As for tech I find very little long term secular growth there that can be sustained. Innovation happens so fast and furious and competition hits these smaller guys so fast. I had RVBD and BCSI for a while and even those guys got smashed in this market. For example I once held one of these small tech names who was a supplier to iPod - great growth story at early stage - then one day Apple decided to either switch supplier or take in house (I don't remember) and the stock is down 40% overnight. I just don't want that risk. SNCR is an example I believe of that today - they make the panels for iPhone. Could be a great story for another week, month, quarters, or years... who knows. But one Apple decision and the stock will be down 50% in an instant. I've held ANAD in the late 90s so I know that name well - you are basically buying cell phone growth yada yada. AMKR is nothing exciting, I know the name - its the best at what it does but you are just buying a "tech is back" trade with them. I don't know VLTR and the chart is looking strong.

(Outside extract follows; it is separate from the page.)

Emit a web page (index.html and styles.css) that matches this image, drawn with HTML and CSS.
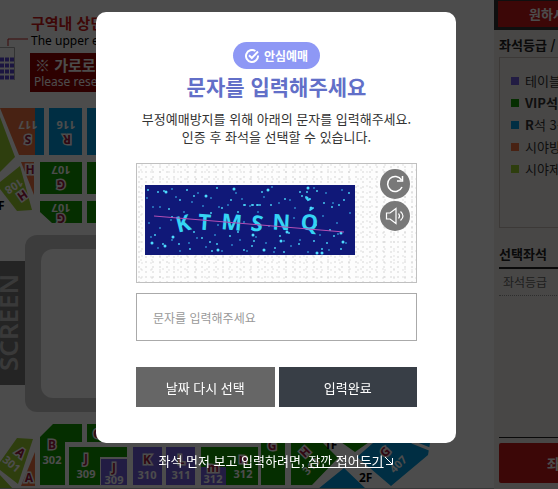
FILE: index.html
```html
<!DOCTYPE html>
<html lang="ko">
<head>
    <meta charset="UTF-8">
    <meta name="viewport" content="width=device-width, initial-scale=1.0">
    <title>좌석 선택</title>

    <link rel="stylesheet" href="styles.css">
</head>
<body>

<div class="booking">
    <!-- Seat map -->
    <main class="seat-map">
        <svg width="494" height="489" viewBox="0 0 494 489" aria-label="좌석 배치도">
            <!-- Top notice -->
            <path d="M8 46V39H28" fill="none" stroke="#c82020"/>
            <path d="M0 47.500H14.500V80" fill="none" stroke="#aaa"/>
            <path d="M0 59.500H15M0 65.500H15M0 71.500H15M0 77.500H15" stroke="#5a48d8" stroke-width="4" stroke-dasharray="4 1"/>
            <text class="notice-title" x="31" y="29">구역내 상단</text>
            <text class="notice-sub" x="31" y="45">The upper end</text>
            <rect x="30" y="53" width="100" height="39" fill="#980000"/>
            <text class="band-title" x="35" y="71">※ 가로로</text>
            <text class="band-sub" x="34" y="86">Please reserve</text>

            <!-- Upper blocks -->
            <path class="lime" d="M0 117L15 157L0 172Z"/>
            <path class="orange" d="M0 108H35V155H19Z"/>
            <path class="blue" d="M35 108H44V155H35ZM49 108H82V155H49ZM87 108H130V155H87Z"/>
            <path class="orange" d="M21 162H34V195Z"/>
            <path class="lime" d="M20 166L32 210L17 211L0 189V182Z"/>
            <path class="green" d="M40 162H82V194H40ZM87 162H130V194H87ZM40 201H82V223H52L40 212ZM87 201H130V223H87Z"/>
            <g class="seat-no">
                <text transform="translate(28 121) rotate(180)">117</text>
                <text transform="translate(66 121) rotate(180)">116</text>
                <text transform="translate(61 166) rotate(180)">107</text>
                <text transform="translate(61 204) rotate(180)">107</text>
                <text transform="translate(12 183) rotate(148)">108</text>
            </g>
            <g class="seat-name">
                <text transform="translate(28 135) rotate(180)">S</text>
                <text transform="translate(67 135) rotate(180)">R</text>
                <text transform="translate(61 180) rotate(180)">G</text>
                <text transform="translate(61 214) rotate(180)">G</text>
                <text x="30" y="174">H</text>
                <text transform="translate(20 192) rotate(145)">H</text>
            </g>
            <text class="floor" x="-2" y="210">F</text>

            <!-- Stage -->
            <rect x="25" y="235" width="420" height="177" rx="12" fill="#cacaca"/>
            <rect x="41" y="249" width="388" height="149" rx="12" fill="#fdfdfd"/>
            <rect x="0" y="261" width="25" height="124" fill="#787878"/>
            <text class="screen" transform="translate(18 371) rotate(-90)">SCREEN</text>

            <!-- Lower blocks -->
            <path class="lime" d="M17 438L33 439L18 484L0 470V462ZM0 475L13 489H0Z"/>
            <path class="orange" d="M35 452V486H21Z"/>
            <path class="green" d="M53 424H82V442H65V485H40V437ZM87 424H130V442H87ZM69 447H127V457H100V485H69ZM201 447H258V485H201ZM261 430H285V485H261ZM291 430H310L338 458L312 485H291ZM338 440H372L355 452Z"/>
            <path class="purple" d="M101 459H127V485H101ZM133 447H162V485H133ZM166 447H195V485H166ZM201 467H226V485H201Z"/>
            <path class="blue" d="M373 443H430L428 455L391 486L357 457ZM318 489L344 468L366 489Z"/>
            <path d="M412 442L432 450" stroke="#fff" stroke-width="3"/>
            <path d="M0 488.500H494" stroke="#bbb"/>
            <g class="seat-no">
                <text transform="translate(9 467) rotate(40)">301</text>
                <text x="52" y="464">302</text>
                <text x="86" y="478">309</text>
                <text x="114" y="484">309</text>
                <text x="147" y="479">310</text>
                <text x="181" y="479">311</text>
                <text x="213" y="483">312</text>
                <text x="243" y="478">312</text>
                <text transform="translate(314 469) rotate(-45)">313</text>
                <text transform="translate(401 467) rotate(-45)">407</text>
            </g>
            <g class="seat-name">
                <text transform="translate(18 456) rotate(40)">A</text>
                <text x="29" y="482">A</text>
                <text x="52" y="449">B</text>
                <text x="97" y="438">C</text>
                <text x="86" y="463">J</text>
                <text x="114" y="472">J</text>
                <text x="147" y="464">K</text>
                <text x="181" y="464">L</text>
                <text x="213" y="472">m</text>
                <text x="243" y="463">n</text>
                <text x="272" y="450">G</text>
                <text transform="translate(308 455) rotate(-45)">H</text>
                <text transform="translate(388 455) rotate(-45)">G</text>
            </g>
            <text class="floor" x="324" y="449">1F</text>
            <text class="floor" x="359" y="482">2F</text>
        </svg>
    </main>

    <!-- Seat grades -->
    <aside class="side">
        <div class="side-top">
            <button class="side-banner" type="button">원하시는 좌석</button>
        </div>
        <div class="side-body">
            <h2 class="side-title">좌석등급 / 잔여석</h2>
            <ul class="grade-list">
                <li><span class="dot dot-purple"></span>테이블석</li>
                <li><span class="dot dot-green"></span><b>VIP석</b></li>
                <li><span class="dot dot-blue"></span><b>R</b>석 3석</li>
                <li><span class="dot dot-orange"></span>시야방해석</li>
                <li><span class="dot dot-lime"></span>시야제한석</li>
            </ul>
            <h2 class="side-title picked-title">선택좌석</h2>
            <div class="picked">
                <p class="picked-head">좌석등급</p>
            </div>
            <button class="side-submit" type="button">좌석선택완료</button>
        </div>
    </aside>
</div>

<div class="overlay">
    <form class="modal">
        <span class="badge">
            <svg width="14" height="14" viewBox="0 0 14 14" fill="none" stroke="#fff" stroke-width="2" aria-hidden="true">
                <path d="M10.400 2A6 6 0 1 0 13 6.500"/>
                <path d="M4 6.200L6.800 9L13 2.500"/>
            </svg>
            안심예매
        </span>
        <h1 class="modal-title">문자를 입력해주세요</h1>
        <p class="modal-text">부정예매방지를 위해 아래의 문자를 입력해주세요.<br>인증 후 좌석을 선택할 수 있습니다.</p>

        <div class="captcha">
            <svg class="captcha-image" width="210" height="70" viewBox="0 0 210 70" role="img" aria-label="보안문자">
                <rect width="210" height="70" fill="#101878"/>
                <g fill="none" stroke-linecap="round">
                    <path stroke="#2c82c8" stroke-width="2" d="M2 13h0M8 22h0M15 22h0M27 4h0M31 12h0M39 27h0M47 17h0M53 8h0M58 21h0M66 13h0M74 22h0M83 20h0M91 8h0M97 14h0M105 21h0M113 27h0M119 12h0M127 2h0M134 18h0M145 15h0M150 23h0M169 3h0M181 8h0M188 18h0M197 5h0M205 28h0M6 52h0M13 63h0M27 55h0M35 66h0M44 58h0M52 53h0M61 62h0M70 50h0M77 66h0M87 60h0M95 55h0M102 66h0M111 52h0M121 58h0M129 67h0M139 56h0M146 61h0M155 55h0M163 67h0M175 50h0M184 65h0M193 49h0M201 58h0M4 38h0M15 43h0M26 35h0M73 40h0M99 37h0M124 41h0M149 33h0M178 31h0M192 38h0"/>
                    <path stroke="#45c8f0" stroke-width="2" d="M3 5h0M13 7h0M19 6h0M24 24h0M35 15h0M42 5h0M49 11h0M72 3h0M86 15h0M93 27h0M99 20h1M107 20h1M112 20h1M115 20h0M126 20h0M117 7h0M140 14h0M155 7h0M157 11h0M162 7h0M172 6h0M179 18h0M187 22h0M194 20h0M199 15h0M204 8h0M66 28h0M77 23h0M27 32h0M10 50h0M18 59h0M34 59h0M49 47h0M57 53h0M65 57h0M72 59h0M85 51h0M93 47h0M109 56h0M107 61h0M130 63h0M135 51h0M144 48h0M169 56h0M177 64h0M182 58h0M189 51h0M196 64h0M154 59h0M45 64h0M67 66h0M99 65h0M139 67h0M171 40h0M185 45h0"/>
                    <path stroke="#4edcff" stroke-width="3" d="M21 7h0M61 11h0M89 4h0M123 5h0M162 13h0M163 3h0M166 23h0M28 52h0M20 61h0M73 65h0M119 65h0M136 56h0M177 68h0M198 57h0M196 48h0M108 50h0M142 47h0M172 68h0M7 58h0"/>
                    <path stroke="#40d0f8" stroke-width="2" d="M161 12l2 3l2-1M165 25l3-2"/>
                </g>
                <g class="captcha-text">
                    <text transform="translate(40 46) rotate(-14)">K</text>
                    <text transform="translate(59 45) rotate(4)">T</text>
                    <text transform="translate(86 45) rotate(5)">M</text>
                    <text transform="translate(111 46) rotate(8)">S</text>
                    <text transform="translate(136 45) rotate(3)">N</text>
                    <text transform="translate(164 45) rotate(4)">Q</text>
                </g>
                <path d="M9 31L199 47" stroke="#b44fb4"/>
            </svg>
            <div class="captcha-tools">
                <button class="round-button" type="button" aria-label="새로고침">
                    <svg width="30" height="30" viewBox="0 0 30 30" fill="none" stroke="#fff" stroke-width="1.500">
                        <path d="M22 18A7.500 7.500 0 1 1 21.500 11"/>
                        <path d="M22.500 7V12H17"/>
                    </svg>
                </button>
                <button class="round-button" type="button" aria-label="음성으로 듣기">
                    <svg width="30" height="30" viewBox="0 0 30 30" fill="none" stroke="#fff" stroke-width="1.200">
                        <path d="M6.500 12H10L16 7.500V22.500L10 18H6.500Z"/>
                        <path d="M18.500 12.500Q20.500 15 18.500 17.500M20.500 10.500Q25.500 15 20.500 19.500"/>
                    </svg>
                </button>
            </div>
        </div>

        <input class="captcha-input" type="text" placeholder="문자를 입력해주세요" aria-label="문자 입력">

        <div class="modal-buttons">
            <button class="modal-button back-button" type="button">날짜 다시 선택</button>
            <button class="modal-button done-button" type="submit">입력완료</button>
        </div>
    </form>

    <p class="fold">좌석 먼저 보고 입력하려면, <a href="#">잠깐 접어두기<svg width="10" height="10" viewBox="0 0 10 10" fill="none" stroke="#fff" aria-hidden="true"><path d="M1 1L8 8M8.500 2V8.500H2"/></svg></a></p>
</div>

</body>
</html>
```
FILE: styles.css
```css
* {
    box-sizing: border-box;
}

body {
    font-family: "Noto Sans CJK KR", "Noto Sans", sans-serif;
    margin: 0;
    color: #333;
    background-color: #fff;
}

h1,
h2,
p,
ul {
    margin: 0;
    padding: 0;
}

button,
input {
    font-family: inherit;
    border: none;
    border-radius: 0;
}

button {
    cursor: pointer;
    padding: 0;
}

.booking {
    display: flex;
    height: 100vh;
    overflow: hidden;
}

/* seat map */
.seat-map {
    flex: 1;
    min-width: 0;
    overflow: hidden;
}

.seat-map svg {
    display: block;
}

.green { fill: #129a00; }
.blue { fill: #009ce0; }
.orange { fill: #f07440; }
.lime { fill: #9cd030; }
.purple { fill: #7460e0; }

.notice-title {
    font-size: 15px;
    font-weight: bold;
    fill: #d01818;
}

.notice-sub,
.band-sub {
    font-family: "Noto Sans", sans-serif;
    font-size: 12px;
    fill: #000;
}

.band-title {
    font-size: 15px;
    font-weight: bold;
    fill: #fff;
}

.band-sub {
    fill: #fff;
}

.seat-no {
    font-family: "Noto Sans", sans-serif;
    font-size: 11px;
    font-weight: bold;
    fill: #fff;
    text-anchor: middle;
}

.seat-name {
    font-family: "Noto Sans", sans-serif;
    font-size: 12px;
    font-weight: bold;
    fill: #a01840;
    stroke: #fff;
    stroke-width: 3px;
    paint-order: stroke;
    text-anchor: middle;
}

.floor {
    font-family: "Noto Sans", sans-serif;
    font-size: 12px;
    font-weight: bold;
    fill: #000;
}

.screen {
    font-family: "Noto Sans", sans-serif;
    font-size: 26px;
    font-weight: 600;
    fill: #c0c0c0;
}

/* right column */
.side {
    display: flex;
    flex-direction: column;
    width: 64px;
    overflow: hidden;
    white-space: nowrap;
    background-color: #f2efeb;
}

.side-top {
    height: 30px;
    padding: 0 0 4px 4px;
    background-color: #333;
}

.side-banner,
.side-submit {
    width: 160px;
    color: #fff;
    font-weight: bold;
    text-align: left;
    background-color: #c81818;
}

.side-banner {
    height: 26px;
    padding-left: 31px;
    font-size: 13px;
}

.side-body {
    display: flex;
    flex: 1;
    flex-direction: column;
    width: 180px;
    padding: 3px 5px 6px;
}

.side-title {
    font-size: 13px;
    line-height: 24px;
    color: #222;
}

.grade-list {
    height: 171px;
    padding: 12px 11px;
    list-style: none;
    font-size: 13px;
    line-height: 22px;
    border: 1px solid #c8c0b8;
}

.grade-list li {
    display: flex;
    align-items: center;
}

.dot {
    width: 8px;
    height: 8px;
    margin-right: 6px;
}

.dot-purple { background-color: #7460e0; }
.dot-green { background-color: #129a00; }
.dot-blue { background-color: #009ce0; }
.dot-orange { background-color: #f07440; }
.dot-lime { background-color: #9cd030; }

.picked-title {
    margin-top: 13px;
    line-height: 26px;
    border-bottom: 2px solid #222;
}

.picked {
    flex: 1;
    margin-bottom: 5px;
    border-bottom: 1px solid #222;
}

.picked-head {
    padding-left: 4px;
    font-size: 12px;
    line-height: 26px;
    color: #666;
    border-bottom: 1px dotted #999;
}

.side-submit {
    height: 40px;
    padding-left: 48px;
    font-size: 14px;
    border-radius: 2px;
}

/* dimmed layer */
.overlay {
    position: fixed;
    top: 0;
    left: 0;
    width: 100%;
    height: 100%;
    display: flex;
    flex-direction: column;
    align-items: center;
    padding: 12px 6px 0 0;
    background-color: rgba(0, 0, 0, 0.7);
}

.modal {
    display: flex;
    flex-direction: column;
    align-items: center;
    width: 360px;
    max-width: 100%;
    padding: 30px 39px 36px 40px;
    background-color: #fff;
    border-radius: 10px;
}

.badge {
    display: flex;
    align-items: center;
    gap: 5px;
    height: 27px;
    padding: 0 12px;
    color: #fff;
    font-size: 12px;
    font-weight: bold;
    background-color: #8e98f5;
    border-radius: 14px;
}

.modal-title {
    margin-top: 2px;
    font-size: 21px;
    line-height: 30px;
    color: #626fc8;
}

.modal-text {
    margin-top: 9px;
    font-size: 13px;
    line-height: 18px;
    text-align: center;
}

.captcha {
    display: flex;
    justify-content: space-between;
    width: 100%;
    height: 120px;
    margin-top: 17px;
    padding: 5px 6px 0 8px;
    border: 1px solid #c0c0c0;
    background-color: #fdfdfd;
    background-image:
        radial-gradient(circle at 2px 3px, #bbb 0, transparent 1px),
        radial-gradient(circle at 5px 1px, #ccc 0, transparent 1px),
        radial-gradient(circle at 4px 6px, #ccc 0, transparent 1px);
    background-size: 7px 5px, 9px 7px, 11px 9px;
}

.captcha-image {
    margin-top: 16px;
}

.captcha-text {
    font-family: "Noto Sans", sans-serif;
    font-size: 22px;
    font-weight: bold;
    fill: #35d4f4;
    text-anchor: middle;
}

.captcha-tools {
    display: flex;
    flex-direction: column;
    gap: 2px;
}

.round-button {
    width: 30px;
    height: 30px;
    background-color: #787878;
    border-radius: 50%;
}

.round-button svg {
    display: block;
}

.captcha-input {
    width: 100%;
    height: 48px;
    margin-top: 10px;
    padding: 0 16px;
    font-size: 12px;
    color: #333;
    background-color: #fff;
    border: 1px solid #aaa;
}

.captcha-input::placeholder {
    color: #999;
}

.modal-buttons {
    display: flex;
    gap: 4px;
    width: 100%;
    margin-top: 26px;
}

.modal-button {
    flex: 1;
    height: 40px;
    font-size: 13px;
    color: #fff;
}

.back-button {
    background-color: #666;
}

.done-button {
    background-color: #383e46;
}

.fold {
    margin-top: 8px;
    font-size: 13px;
    line-height: 19px;
    color: #fff;
}

.fold a {
    color: #fff;
}
```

Aside from a few opportunistic trades (i.e. refiners) I try to stick to companies that I can in theory go away for a year (gone fishing) and not come back to a stock down 60%... which almost any small or mid cap tech stock could be. Again, there is just so much competition and one technological leap frog and many of these smaller or medium fish are killed and not being a guy in the field, I would know last. Similar to why I don't buy biotech - people there who live, breath, and die only that 1 sector are caught with pants down 50% of the time. Too much risk, and mostly they just move with their sector as opposed to say an Apple or RIMM which have true innovation and true "not tied to their sector" type of growth.